Where Owen and I differ on dating
One area where Owen Cook and I differ greatly is his outlook on dating and relationships. He's dated a whole lot and built all these dating courses and products. My philosophy is that I want to have a great relationship with one person. It's much easier to have a great relationship with one person, and there's a ton of growth available in that, compared to trying to date all these different people.

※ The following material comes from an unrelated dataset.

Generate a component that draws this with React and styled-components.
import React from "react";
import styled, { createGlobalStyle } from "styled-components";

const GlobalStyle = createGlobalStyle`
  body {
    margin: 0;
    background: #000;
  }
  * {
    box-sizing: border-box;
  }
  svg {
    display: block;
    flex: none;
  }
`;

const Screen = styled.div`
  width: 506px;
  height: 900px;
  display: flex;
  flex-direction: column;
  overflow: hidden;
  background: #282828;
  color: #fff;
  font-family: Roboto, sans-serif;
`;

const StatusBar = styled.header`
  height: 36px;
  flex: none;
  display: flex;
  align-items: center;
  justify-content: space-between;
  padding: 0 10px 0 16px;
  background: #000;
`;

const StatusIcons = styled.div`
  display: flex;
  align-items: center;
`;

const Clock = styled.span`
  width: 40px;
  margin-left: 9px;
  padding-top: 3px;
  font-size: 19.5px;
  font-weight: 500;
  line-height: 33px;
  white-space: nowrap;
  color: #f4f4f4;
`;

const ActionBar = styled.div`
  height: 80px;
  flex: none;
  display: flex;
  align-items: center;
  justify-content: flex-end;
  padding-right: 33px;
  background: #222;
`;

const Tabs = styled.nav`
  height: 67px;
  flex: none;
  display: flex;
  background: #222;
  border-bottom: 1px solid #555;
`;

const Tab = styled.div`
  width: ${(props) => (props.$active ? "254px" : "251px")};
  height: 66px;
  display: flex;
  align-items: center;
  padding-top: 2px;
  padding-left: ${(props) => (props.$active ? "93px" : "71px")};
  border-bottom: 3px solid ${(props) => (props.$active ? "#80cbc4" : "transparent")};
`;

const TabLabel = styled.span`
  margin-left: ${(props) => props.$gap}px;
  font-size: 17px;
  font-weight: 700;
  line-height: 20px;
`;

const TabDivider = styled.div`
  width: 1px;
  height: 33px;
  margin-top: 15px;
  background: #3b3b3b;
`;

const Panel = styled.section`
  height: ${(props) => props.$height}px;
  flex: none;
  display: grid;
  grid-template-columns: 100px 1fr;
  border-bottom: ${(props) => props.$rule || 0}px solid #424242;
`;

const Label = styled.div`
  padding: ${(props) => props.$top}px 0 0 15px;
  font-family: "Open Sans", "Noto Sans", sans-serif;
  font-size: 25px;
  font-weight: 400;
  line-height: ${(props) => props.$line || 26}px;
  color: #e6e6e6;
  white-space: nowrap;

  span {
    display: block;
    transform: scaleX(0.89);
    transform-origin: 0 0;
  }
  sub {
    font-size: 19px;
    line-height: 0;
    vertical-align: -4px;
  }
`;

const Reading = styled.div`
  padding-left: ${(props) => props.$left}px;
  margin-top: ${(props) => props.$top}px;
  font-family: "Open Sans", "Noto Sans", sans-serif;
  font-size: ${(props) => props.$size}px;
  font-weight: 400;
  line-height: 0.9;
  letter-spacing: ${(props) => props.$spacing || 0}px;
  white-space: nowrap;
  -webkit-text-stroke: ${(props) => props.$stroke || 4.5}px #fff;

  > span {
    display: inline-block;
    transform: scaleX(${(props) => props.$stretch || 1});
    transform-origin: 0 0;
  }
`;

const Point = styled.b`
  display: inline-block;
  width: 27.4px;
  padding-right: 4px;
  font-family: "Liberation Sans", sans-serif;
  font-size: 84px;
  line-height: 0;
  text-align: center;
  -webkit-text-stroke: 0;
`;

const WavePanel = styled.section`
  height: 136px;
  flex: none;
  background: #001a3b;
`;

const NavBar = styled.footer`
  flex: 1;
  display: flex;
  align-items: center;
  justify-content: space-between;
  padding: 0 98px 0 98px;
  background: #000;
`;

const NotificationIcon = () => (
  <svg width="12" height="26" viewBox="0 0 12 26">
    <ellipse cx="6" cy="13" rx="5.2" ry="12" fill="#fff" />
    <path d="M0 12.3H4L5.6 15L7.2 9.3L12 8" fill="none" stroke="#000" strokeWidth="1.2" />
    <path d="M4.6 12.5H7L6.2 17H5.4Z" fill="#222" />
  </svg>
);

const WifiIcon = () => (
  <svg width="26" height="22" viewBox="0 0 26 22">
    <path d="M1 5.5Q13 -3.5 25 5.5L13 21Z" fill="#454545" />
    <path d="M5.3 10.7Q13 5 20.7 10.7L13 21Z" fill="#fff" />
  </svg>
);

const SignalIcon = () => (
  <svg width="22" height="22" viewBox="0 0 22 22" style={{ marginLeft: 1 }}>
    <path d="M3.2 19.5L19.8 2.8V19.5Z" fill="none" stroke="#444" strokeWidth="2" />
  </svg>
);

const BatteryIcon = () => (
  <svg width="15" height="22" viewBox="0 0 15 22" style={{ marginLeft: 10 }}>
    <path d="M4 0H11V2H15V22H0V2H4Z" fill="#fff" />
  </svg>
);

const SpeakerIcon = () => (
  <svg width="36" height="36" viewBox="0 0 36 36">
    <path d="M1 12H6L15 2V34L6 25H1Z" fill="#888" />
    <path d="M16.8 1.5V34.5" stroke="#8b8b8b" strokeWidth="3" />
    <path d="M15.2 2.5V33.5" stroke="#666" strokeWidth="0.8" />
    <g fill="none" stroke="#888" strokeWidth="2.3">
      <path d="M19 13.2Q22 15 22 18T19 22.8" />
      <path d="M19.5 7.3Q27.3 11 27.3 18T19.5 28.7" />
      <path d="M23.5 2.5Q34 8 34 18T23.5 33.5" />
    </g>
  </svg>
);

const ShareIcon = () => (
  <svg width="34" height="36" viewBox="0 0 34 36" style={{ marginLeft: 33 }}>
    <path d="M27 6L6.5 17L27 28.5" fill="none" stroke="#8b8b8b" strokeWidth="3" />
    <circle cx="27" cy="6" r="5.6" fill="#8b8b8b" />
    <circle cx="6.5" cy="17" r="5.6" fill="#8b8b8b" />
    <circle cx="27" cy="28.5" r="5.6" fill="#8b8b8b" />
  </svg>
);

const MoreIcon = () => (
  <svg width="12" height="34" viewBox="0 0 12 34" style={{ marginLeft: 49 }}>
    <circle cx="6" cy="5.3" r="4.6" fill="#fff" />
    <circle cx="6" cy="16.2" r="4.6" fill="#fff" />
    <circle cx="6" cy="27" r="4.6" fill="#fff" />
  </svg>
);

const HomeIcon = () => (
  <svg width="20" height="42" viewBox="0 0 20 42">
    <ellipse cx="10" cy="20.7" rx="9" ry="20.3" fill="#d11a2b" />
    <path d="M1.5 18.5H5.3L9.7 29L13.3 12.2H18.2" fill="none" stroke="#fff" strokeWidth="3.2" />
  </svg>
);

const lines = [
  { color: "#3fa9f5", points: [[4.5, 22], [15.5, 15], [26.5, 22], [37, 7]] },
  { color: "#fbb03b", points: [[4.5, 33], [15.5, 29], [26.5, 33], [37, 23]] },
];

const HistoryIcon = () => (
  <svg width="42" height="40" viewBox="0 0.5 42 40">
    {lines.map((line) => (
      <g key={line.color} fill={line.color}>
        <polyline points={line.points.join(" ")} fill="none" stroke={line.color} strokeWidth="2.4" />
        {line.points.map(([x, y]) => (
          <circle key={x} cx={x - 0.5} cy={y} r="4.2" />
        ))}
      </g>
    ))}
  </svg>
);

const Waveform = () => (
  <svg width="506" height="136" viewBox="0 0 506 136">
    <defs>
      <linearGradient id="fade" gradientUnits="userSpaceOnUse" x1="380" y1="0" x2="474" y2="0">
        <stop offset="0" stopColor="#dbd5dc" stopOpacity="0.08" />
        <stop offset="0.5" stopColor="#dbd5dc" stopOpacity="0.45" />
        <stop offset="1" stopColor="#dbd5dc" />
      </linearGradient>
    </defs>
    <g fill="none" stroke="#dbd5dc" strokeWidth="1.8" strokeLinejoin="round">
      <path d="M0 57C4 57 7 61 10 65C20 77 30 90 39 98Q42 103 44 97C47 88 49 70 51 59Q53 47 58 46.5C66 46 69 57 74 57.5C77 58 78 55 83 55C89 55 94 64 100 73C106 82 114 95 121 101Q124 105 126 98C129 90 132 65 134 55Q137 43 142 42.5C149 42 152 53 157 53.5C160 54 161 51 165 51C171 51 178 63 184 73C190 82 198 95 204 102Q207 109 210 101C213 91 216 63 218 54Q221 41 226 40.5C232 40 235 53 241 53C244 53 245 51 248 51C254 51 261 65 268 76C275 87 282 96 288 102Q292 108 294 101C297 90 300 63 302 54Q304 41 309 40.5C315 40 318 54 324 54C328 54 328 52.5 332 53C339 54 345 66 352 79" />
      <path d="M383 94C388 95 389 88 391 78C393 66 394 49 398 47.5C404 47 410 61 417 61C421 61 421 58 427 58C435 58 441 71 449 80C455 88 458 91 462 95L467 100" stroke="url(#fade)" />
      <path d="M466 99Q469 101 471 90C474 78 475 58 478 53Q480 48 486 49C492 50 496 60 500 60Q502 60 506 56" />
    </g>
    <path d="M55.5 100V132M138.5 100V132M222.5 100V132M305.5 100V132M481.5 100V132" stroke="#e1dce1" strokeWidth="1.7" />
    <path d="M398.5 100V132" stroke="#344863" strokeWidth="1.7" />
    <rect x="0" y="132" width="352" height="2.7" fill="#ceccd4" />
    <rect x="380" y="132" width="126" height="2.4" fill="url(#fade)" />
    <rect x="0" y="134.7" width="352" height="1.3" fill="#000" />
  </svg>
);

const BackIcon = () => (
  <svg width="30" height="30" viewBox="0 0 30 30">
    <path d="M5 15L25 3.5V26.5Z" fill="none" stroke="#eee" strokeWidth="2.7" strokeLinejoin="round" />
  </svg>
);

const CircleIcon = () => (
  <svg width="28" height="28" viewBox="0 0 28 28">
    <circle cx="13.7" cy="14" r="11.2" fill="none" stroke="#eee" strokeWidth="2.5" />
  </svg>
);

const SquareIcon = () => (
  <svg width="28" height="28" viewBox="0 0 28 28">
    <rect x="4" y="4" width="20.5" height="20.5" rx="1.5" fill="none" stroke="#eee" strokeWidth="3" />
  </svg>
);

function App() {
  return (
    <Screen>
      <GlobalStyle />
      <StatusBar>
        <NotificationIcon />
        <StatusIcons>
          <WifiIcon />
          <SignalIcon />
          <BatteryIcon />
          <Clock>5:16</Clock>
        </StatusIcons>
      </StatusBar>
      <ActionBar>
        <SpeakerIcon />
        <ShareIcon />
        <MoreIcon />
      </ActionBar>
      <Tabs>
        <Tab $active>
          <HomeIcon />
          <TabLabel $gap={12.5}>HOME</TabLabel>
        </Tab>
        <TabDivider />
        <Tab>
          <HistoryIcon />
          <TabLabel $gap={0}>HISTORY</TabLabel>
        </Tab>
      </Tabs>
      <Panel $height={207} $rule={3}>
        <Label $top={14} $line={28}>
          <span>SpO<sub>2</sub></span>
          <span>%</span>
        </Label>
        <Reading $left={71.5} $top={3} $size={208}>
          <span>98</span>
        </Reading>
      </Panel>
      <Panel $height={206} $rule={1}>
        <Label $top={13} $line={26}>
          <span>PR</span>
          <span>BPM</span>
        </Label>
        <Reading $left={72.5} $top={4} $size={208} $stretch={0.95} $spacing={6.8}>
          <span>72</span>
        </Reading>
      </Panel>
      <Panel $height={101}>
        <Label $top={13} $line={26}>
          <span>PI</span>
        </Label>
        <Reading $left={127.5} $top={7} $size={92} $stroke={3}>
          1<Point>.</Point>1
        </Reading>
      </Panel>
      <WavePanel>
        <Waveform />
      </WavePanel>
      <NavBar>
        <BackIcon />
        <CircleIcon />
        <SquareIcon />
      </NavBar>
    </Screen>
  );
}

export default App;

That's something I got from knowing people in their seventies who've dated a whole bunch. They've told me, "Jerry, basically all women and all men are the same. Yes, there are little differences, but if you can make a wonderful relationship with one woman, that'll generally be far superior to dating many different women." I've come to believe that relationships are the greatest form of wealth. So that's what I'm into: take what somebody has to offer that you want, and leave or ignore the rest. You have to be careful, though, because if you're listening to somebody a lot, you tend to absorb all of their thinking, and you have to screen some of that out. You can hear more of how I think about all of this in my Dating playlist.
So that's my review of Owen Cook and the Owen Cook Free Tour. I like to review the things I'm consuming, books, YouTube channels, products I'm using, so that I remember them and can share them with you. If you found this useful, take what serves you, leave the rest, and put it to work in your own life.